Tetapi ketika Bangsa Kurdi nyaris ditinggalkan sendiri memerangi tirani Islamis, banyak warga Kurdi di Suriah atau Kurdistan Irak, berjuang meninggalkan tanah mereka sebagai pengungsi juga. Andai punya negara yang aman dan bebas milik sendiri, Bangsa Kurdi tak akan berupaya mencari tempat lain untuk berlari ketika diserang oleh kelompok atau rejim pembunuh massal.
Barat harus mendukung Kurdistan yang tengah memperperjuangkan kemerdekaan. Dukungan ini menjadi salah satu dari langkah-langkah terpenting bukan saja untuk membebaskan sebuah bangsa yang progresif dan heroik tetapi juga untuk membantu mengurangi tragedi pengungsi di kawasan.
Pelanggar utama dalam krisis pengungsi di dunia akhir-akhir ini adalah rejim-rejim Muslim beserta massanya yang sedikit sekali bertindak untuk melindungi tanah mereka dari kekejaman dan tirani Islam.

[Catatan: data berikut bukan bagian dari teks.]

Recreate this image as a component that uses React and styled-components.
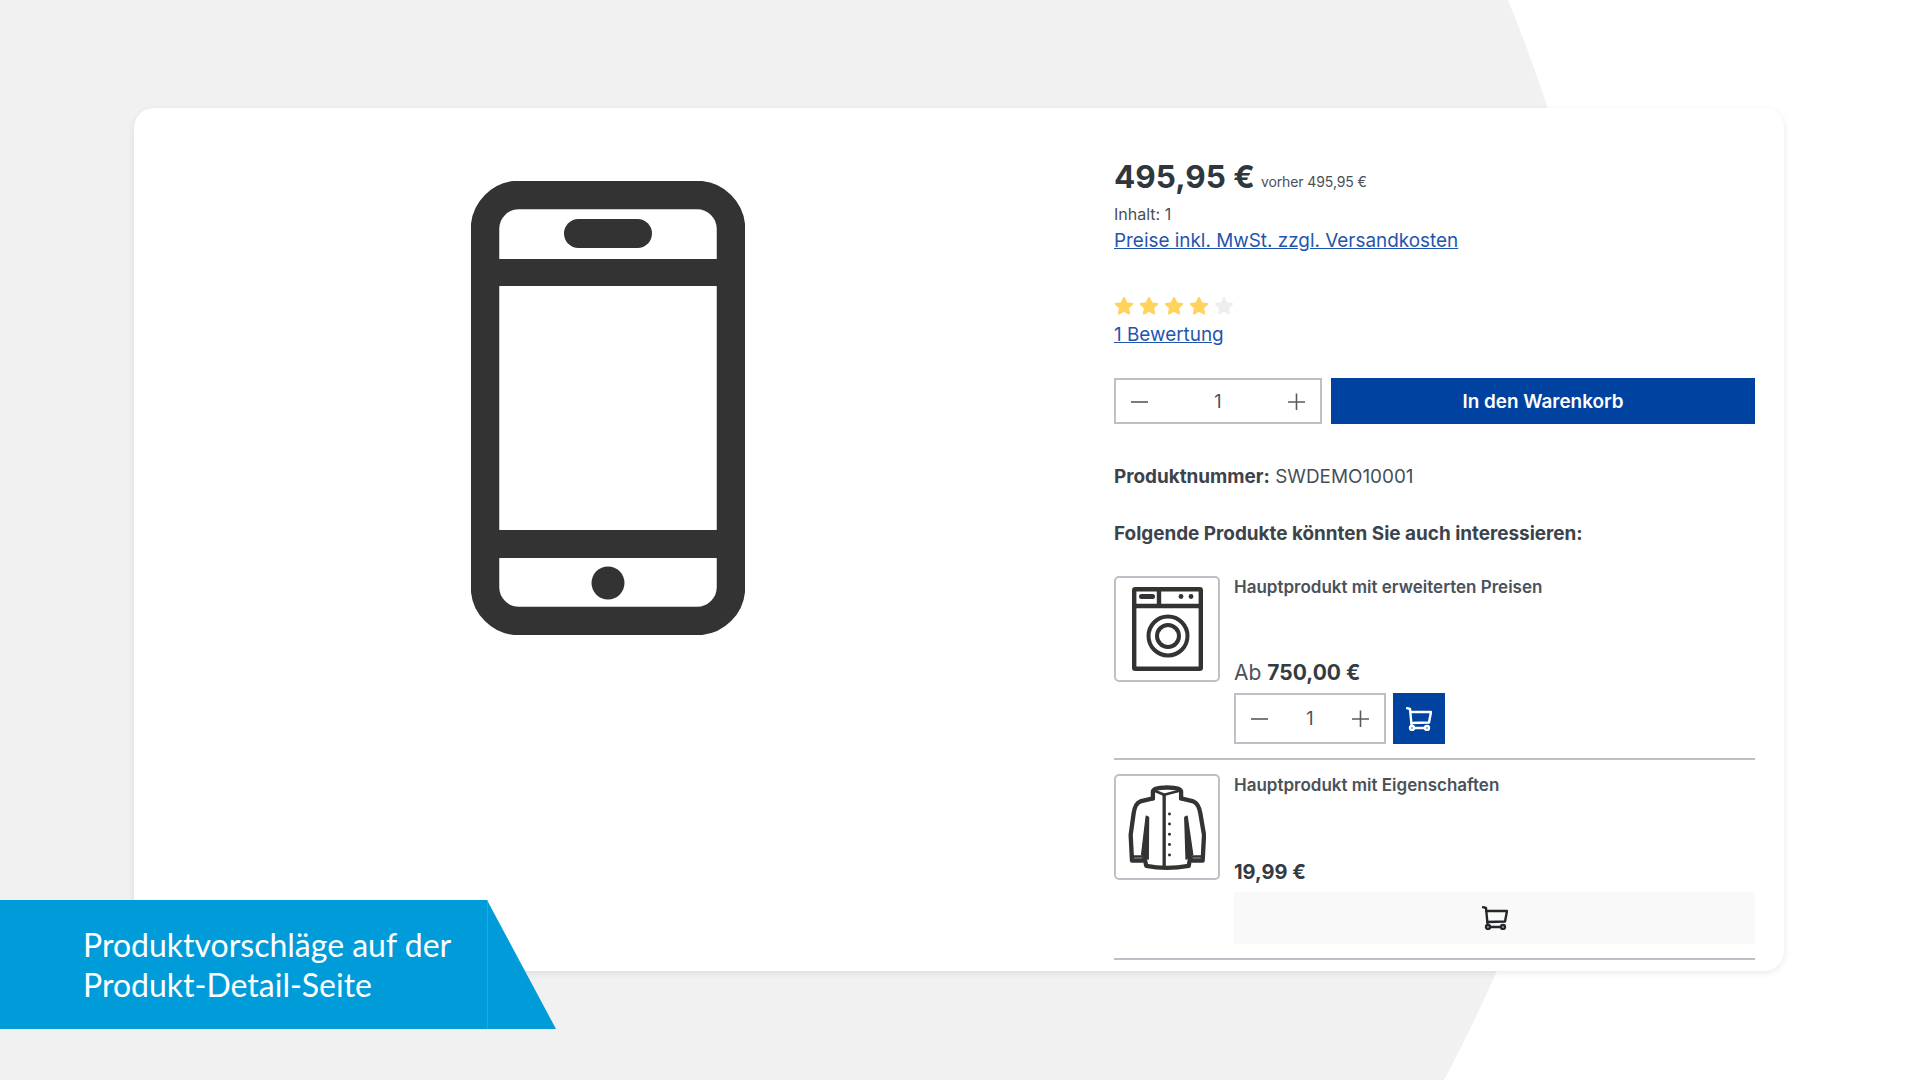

Tidak ada soal ke mana kaum Muslim pergi. Kaum Muslim sendiri harus berjuang mengubah masyarakat mereka lebih baik. Seperti diperlihatkan oleh sejarah, perjuangan mempersyaratkan banyak kerja keras, peninjauan kembali atas berbagai pemikiran dan kritik diri. Andai wartawan Azerbaijan Rafiq Tagi dibiarkan hidup, dia mungkin sudah memberikan pandangan-pandangan yang mengagumkan soal apa yang bisa dilakukan kaum Muslim untuk menghentikan penyiksaan di dunia Muslim, untuk mempromosikan ilmu dan membantu menciptakan hidup yang lebih baik bagi semua Muslim di kawasan.***
Uzay Bulut, terlahir dan dibesarkan sebagai Muslim adalah wartawan Turki yang berbasis di Ankara.
[1] Pada Desember 2014, Presiden Kurdi Massoud Barzani meminta para umat Kristen Irak korban ISIS untuk "tidak tinggalkan Irak": "Para musuh kemanusiaan, perdamaian dan hidup bersama tidak ingin kau berdiam di negeri ini," urainya. "Saudara dan saudariku terkasih, tolong jangan berpikir untuk tinggalkan negeri ini. Harapanmu harus tinggi. Menetap di Irak akan patahkan tujuan para teroris." Untuk bacaan lebih jauh seputar agama di Kurdistan, lihat buku, "Kurdistan Land of God" (Kurdistan Tanah Allah) oleh Francois-Xavier Lovat.